*REQUIRED TASK*. Look below and pull out each line with the word "styles".
--- start MATERIAL PROVIDED ---
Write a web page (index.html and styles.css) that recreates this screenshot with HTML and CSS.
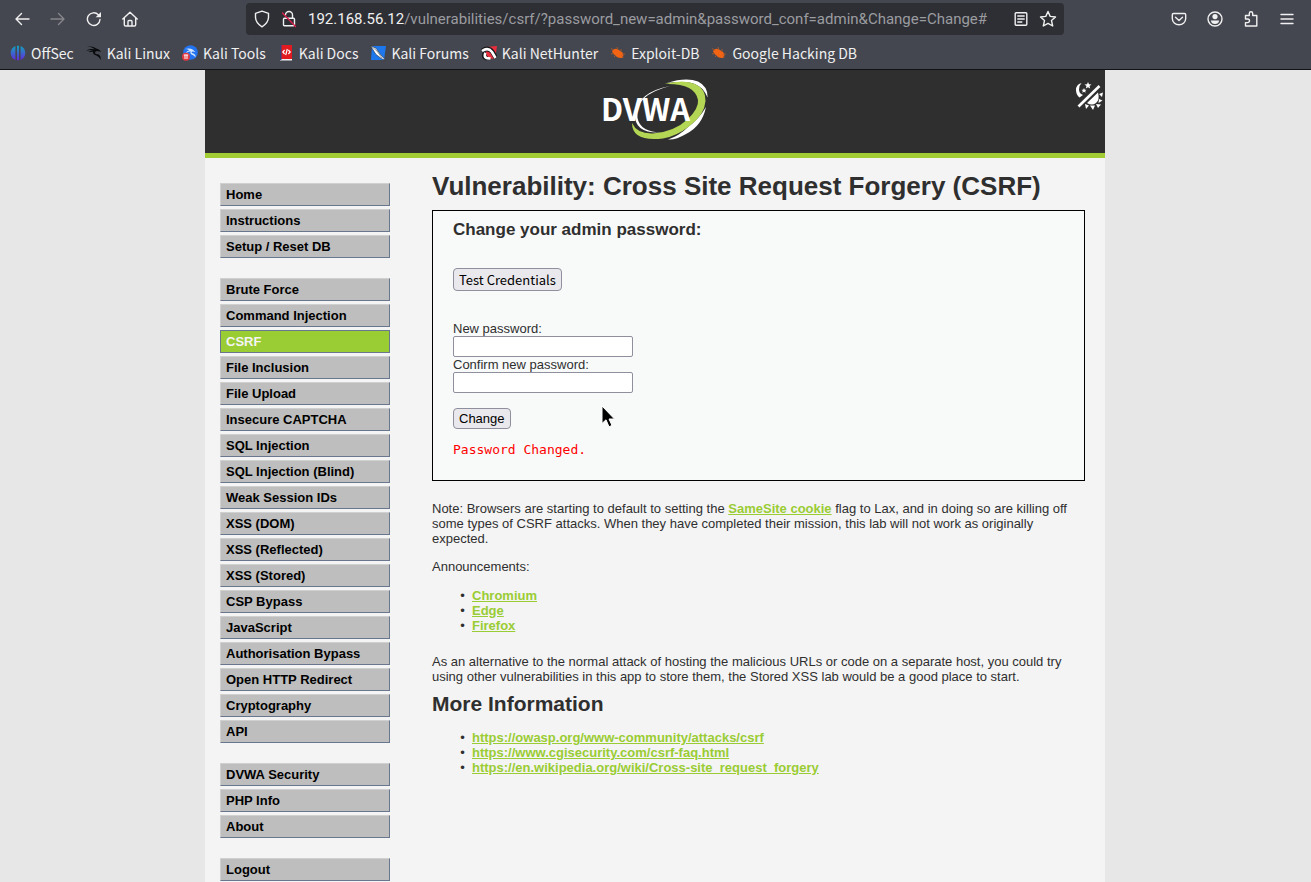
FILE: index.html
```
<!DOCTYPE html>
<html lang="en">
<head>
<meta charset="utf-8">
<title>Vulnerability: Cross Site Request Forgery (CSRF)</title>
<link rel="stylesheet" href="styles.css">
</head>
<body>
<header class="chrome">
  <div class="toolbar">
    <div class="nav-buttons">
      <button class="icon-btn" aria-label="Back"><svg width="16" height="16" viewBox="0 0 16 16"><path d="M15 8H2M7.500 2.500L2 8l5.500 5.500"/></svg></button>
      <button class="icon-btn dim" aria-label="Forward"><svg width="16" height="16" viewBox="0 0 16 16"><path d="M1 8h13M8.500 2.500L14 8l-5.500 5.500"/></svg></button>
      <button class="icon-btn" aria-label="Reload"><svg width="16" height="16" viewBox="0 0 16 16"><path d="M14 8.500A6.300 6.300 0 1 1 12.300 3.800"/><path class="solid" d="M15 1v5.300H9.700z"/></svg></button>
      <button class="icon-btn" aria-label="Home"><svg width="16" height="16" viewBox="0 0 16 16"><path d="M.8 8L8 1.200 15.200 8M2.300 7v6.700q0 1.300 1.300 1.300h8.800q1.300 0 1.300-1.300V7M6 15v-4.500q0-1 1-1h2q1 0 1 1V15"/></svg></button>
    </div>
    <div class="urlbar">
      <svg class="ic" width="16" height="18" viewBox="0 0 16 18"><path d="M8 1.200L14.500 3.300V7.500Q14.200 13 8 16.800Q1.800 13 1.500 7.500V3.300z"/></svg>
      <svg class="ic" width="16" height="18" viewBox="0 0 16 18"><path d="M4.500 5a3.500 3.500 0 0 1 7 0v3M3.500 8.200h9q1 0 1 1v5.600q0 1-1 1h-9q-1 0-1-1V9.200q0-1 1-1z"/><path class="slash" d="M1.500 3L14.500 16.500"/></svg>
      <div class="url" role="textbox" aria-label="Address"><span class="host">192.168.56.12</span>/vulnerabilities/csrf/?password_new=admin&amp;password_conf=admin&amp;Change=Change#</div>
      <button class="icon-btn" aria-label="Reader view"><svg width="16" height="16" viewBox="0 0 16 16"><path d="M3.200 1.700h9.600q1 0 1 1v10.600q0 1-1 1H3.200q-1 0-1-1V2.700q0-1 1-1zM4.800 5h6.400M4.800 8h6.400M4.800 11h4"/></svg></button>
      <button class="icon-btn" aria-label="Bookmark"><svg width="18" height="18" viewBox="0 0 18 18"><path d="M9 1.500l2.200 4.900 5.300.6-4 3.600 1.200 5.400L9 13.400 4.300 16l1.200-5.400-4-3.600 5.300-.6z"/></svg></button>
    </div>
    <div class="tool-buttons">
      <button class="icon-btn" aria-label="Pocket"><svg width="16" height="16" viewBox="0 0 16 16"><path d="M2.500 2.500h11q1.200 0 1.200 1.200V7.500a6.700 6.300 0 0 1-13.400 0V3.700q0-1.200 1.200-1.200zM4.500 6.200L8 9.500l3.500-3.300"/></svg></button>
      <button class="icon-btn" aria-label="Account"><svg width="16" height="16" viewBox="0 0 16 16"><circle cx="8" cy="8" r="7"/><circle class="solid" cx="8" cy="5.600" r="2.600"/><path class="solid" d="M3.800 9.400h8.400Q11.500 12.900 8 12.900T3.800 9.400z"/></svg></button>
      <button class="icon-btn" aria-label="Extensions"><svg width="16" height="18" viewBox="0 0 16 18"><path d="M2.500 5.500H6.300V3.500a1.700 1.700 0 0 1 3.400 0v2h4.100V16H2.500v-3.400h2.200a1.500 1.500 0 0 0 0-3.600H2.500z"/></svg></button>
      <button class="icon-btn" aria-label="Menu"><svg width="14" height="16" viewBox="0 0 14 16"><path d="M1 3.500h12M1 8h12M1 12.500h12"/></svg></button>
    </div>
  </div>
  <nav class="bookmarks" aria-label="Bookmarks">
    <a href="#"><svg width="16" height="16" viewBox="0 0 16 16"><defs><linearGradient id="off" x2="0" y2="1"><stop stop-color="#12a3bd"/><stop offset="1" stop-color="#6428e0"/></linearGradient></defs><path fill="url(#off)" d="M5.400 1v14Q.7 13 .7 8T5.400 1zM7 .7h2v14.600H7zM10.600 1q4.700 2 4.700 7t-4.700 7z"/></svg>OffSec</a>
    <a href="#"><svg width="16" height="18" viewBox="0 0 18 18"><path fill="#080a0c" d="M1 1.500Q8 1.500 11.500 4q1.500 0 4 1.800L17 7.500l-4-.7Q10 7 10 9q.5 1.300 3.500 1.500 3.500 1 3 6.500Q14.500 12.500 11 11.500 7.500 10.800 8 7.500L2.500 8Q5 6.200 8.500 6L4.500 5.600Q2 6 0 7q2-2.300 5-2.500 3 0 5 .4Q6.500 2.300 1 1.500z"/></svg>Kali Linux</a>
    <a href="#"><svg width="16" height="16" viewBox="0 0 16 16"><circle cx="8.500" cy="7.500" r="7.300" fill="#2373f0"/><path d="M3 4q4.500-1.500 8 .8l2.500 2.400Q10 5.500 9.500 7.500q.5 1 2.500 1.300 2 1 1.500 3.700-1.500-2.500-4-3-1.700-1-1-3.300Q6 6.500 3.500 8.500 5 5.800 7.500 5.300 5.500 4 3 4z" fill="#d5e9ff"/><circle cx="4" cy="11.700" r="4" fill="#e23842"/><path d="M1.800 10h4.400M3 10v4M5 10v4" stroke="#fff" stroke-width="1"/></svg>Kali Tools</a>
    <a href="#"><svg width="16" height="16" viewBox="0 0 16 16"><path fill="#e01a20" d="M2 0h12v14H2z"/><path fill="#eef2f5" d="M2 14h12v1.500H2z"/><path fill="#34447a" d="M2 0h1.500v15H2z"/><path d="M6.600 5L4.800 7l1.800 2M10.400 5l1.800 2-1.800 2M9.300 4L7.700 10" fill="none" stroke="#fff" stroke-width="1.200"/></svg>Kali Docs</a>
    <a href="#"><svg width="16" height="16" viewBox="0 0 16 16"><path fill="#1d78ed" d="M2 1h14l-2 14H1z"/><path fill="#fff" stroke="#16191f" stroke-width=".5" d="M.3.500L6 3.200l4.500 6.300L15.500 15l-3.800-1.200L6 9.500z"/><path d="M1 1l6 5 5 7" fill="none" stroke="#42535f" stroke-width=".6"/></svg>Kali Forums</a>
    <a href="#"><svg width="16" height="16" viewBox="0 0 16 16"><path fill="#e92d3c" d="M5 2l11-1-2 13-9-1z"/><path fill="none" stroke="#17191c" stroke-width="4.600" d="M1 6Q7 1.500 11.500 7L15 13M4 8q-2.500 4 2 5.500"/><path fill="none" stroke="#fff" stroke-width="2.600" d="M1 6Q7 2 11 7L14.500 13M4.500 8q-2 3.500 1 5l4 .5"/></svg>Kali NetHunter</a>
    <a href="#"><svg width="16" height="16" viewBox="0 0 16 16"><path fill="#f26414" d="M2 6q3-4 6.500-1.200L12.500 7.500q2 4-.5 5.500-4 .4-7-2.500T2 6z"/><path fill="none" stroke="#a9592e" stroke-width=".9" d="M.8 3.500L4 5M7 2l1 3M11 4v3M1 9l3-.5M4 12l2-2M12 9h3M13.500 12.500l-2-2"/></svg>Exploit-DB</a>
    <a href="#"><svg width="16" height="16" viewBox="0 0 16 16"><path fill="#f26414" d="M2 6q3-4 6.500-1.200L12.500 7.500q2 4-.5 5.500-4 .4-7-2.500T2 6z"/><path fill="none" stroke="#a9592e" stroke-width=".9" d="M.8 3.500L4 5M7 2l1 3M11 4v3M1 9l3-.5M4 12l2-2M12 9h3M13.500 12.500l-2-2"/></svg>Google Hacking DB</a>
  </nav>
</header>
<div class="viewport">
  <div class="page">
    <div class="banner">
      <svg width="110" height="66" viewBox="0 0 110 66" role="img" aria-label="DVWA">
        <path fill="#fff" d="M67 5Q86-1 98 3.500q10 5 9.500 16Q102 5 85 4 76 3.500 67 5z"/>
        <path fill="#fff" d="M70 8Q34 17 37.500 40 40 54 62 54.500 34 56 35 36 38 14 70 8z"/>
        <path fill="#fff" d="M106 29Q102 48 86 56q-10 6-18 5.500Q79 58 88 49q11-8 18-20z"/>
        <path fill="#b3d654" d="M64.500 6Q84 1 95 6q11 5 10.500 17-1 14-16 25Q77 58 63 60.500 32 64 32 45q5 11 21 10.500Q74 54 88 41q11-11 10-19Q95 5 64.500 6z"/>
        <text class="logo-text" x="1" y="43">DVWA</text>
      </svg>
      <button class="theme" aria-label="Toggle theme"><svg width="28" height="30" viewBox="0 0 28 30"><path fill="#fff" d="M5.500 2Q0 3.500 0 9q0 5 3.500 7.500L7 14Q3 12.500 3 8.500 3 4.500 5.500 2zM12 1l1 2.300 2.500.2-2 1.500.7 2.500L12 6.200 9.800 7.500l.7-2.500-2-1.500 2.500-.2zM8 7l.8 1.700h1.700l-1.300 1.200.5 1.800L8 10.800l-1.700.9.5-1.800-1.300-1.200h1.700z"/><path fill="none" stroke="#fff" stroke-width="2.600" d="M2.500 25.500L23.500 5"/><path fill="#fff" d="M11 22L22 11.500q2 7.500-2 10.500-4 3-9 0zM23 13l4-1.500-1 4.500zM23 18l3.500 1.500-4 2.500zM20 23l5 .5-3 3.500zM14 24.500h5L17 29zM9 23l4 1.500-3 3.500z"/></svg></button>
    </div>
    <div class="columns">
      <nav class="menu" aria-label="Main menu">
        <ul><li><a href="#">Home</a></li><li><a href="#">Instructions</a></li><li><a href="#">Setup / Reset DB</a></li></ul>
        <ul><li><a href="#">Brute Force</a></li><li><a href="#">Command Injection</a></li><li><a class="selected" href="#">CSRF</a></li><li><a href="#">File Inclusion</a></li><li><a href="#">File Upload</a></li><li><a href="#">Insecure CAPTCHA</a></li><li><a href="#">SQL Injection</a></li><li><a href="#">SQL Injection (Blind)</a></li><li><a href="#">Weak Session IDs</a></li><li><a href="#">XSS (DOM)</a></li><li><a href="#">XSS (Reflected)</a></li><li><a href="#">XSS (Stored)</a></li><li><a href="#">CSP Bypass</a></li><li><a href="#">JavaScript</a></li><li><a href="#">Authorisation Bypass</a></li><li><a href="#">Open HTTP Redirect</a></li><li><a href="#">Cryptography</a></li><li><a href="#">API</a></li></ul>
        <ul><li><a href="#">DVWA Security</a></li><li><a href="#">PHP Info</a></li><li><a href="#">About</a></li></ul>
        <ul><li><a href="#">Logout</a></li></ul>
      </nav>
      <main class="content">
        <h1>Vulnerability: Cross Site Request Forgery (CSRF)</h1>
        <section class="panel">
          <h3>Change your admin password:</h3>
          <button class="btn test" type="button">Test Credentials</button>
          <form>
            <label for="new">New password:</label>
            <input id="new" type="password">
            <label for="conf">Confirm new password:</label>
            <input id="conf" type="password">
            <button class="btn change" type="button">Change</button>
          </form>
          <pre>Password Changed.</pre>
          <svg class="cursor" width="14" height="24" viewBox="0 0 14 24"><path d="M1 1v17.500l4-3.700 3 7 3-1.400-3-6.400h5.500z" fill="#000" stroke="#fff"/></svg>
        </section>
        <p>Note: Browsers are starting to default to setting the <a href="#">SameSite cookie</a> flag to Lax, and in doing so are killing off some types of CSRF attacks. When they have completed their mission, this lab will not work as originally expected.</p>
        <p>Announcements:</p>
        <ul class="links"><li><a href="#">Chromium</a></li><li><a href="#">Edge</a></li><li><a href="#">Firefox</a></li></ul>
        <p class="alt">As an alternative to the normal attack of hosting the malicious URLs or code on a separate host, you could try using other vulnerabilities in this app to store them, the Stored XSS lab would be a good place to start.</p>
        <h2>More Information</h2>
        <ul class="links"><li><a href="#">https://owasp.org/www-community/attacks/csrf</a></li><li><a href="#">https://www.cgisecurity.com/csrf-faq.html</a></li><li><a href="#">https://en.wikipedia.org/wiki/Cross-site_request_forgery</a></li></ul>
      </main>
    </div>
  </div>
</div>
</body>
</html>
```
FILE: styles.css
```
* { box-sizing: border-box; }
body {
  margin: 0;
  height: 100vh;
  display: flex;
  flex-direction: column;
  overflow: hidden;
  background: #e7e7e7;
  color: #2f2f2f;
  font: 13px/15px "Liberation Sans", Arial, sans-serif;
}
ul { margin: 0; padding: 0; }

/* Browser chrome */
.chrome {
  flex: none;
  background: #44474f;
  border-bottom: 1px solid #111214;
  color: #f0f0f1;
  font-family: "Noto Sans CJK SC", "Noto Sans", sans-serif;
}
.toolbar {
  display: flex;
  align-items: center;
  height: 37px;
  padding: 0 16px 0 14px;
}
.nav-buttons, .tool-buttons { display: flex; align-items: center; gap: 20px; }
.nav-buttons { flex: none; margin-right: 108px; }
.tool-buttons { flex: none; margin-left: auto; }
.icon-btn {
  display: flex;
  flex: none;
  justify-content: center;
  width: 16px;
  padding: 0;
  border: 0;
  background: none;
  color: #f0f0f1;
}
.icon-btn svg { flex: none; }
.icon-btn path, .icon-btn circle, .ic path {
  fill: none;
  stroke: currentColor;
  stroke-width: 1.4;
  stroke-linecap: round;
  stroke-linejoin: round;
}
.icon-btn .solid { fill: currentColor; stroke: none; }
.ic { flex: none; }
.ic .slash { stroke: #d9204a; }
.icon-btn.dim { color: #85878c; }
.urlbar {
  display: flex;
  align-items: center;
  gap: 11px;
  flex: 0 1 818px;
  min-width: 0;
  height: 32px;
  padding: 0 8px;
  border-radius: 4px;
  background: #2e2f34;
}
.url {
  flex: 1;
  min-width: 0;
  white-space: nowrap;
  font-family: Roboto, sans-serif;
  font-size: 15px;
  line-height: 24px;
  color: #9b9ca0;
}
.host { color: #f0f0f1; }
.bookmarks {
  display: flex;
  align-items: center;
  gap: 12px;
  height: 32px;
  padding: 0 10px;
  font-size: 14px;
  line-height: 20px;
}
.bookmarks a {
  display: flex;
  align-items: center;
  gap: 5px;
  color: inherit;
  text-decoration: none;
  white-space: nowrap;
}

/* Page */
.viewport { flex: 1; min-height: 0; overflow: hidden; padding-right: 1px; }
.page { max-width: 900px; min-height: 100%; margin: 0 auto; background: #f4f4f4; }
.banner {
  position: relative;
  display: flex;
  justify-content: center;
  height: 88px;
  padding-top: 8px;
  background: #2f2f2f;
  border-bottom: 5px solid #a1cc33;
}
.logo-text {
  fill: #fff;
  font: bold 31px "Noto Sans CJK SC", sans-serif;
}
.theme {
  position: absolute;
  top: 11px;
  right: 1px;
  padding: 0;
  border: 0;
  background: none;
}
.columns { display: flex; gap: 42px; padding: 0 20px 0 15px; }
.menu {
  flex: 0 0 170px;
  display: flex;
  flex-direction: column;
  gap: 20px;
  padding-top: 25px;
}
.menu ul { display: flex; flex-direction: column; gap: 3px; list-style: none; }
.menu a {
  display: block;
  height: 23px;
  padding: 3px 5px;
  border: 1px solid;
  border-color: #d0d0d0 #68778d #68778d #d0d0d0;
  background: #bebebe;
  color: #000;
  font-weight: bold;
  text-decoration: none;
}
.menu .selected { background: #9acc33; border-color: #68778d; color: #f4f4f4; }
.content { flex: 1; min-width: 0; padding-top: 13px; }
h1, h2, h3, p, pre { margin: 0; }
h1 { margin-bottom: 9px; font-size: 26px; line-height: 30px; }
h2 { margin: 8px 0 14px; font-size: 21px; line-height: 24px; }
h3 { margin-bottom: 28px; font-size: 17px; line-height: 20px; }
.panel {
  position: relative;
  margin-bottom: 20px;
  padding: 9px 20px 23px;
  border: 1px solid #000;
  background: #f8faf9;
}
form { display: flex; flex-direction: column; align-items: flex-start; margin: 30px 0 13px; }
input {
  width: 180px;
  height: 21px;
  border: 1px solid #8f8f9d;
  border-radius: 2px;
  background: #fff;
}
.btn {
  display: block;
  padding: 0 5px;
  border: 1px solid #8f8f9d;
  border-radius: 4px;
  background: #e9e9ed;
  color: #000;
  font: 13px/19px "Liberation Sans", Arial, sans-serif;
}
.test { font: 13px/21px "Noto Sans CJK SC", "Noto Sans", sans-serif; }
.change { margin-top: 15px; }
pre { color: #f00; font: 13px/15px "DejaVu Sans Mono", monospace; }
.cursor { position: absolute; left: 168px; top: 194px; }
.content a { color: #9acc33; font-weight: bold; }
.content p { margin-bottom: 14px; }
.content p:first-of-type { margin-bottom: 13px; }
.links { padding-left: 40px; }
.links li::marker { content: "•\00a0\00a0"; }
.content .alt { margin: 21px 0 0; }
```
--- end MATERIAL PROVIDED ---
*RESULT FOR THIS TASK*.
Write a web page (index.html and styles.css) that recreates this screenshot with HTML and CSS.
<link rel="stylesheet" href="styles.css">
FILE: styles.css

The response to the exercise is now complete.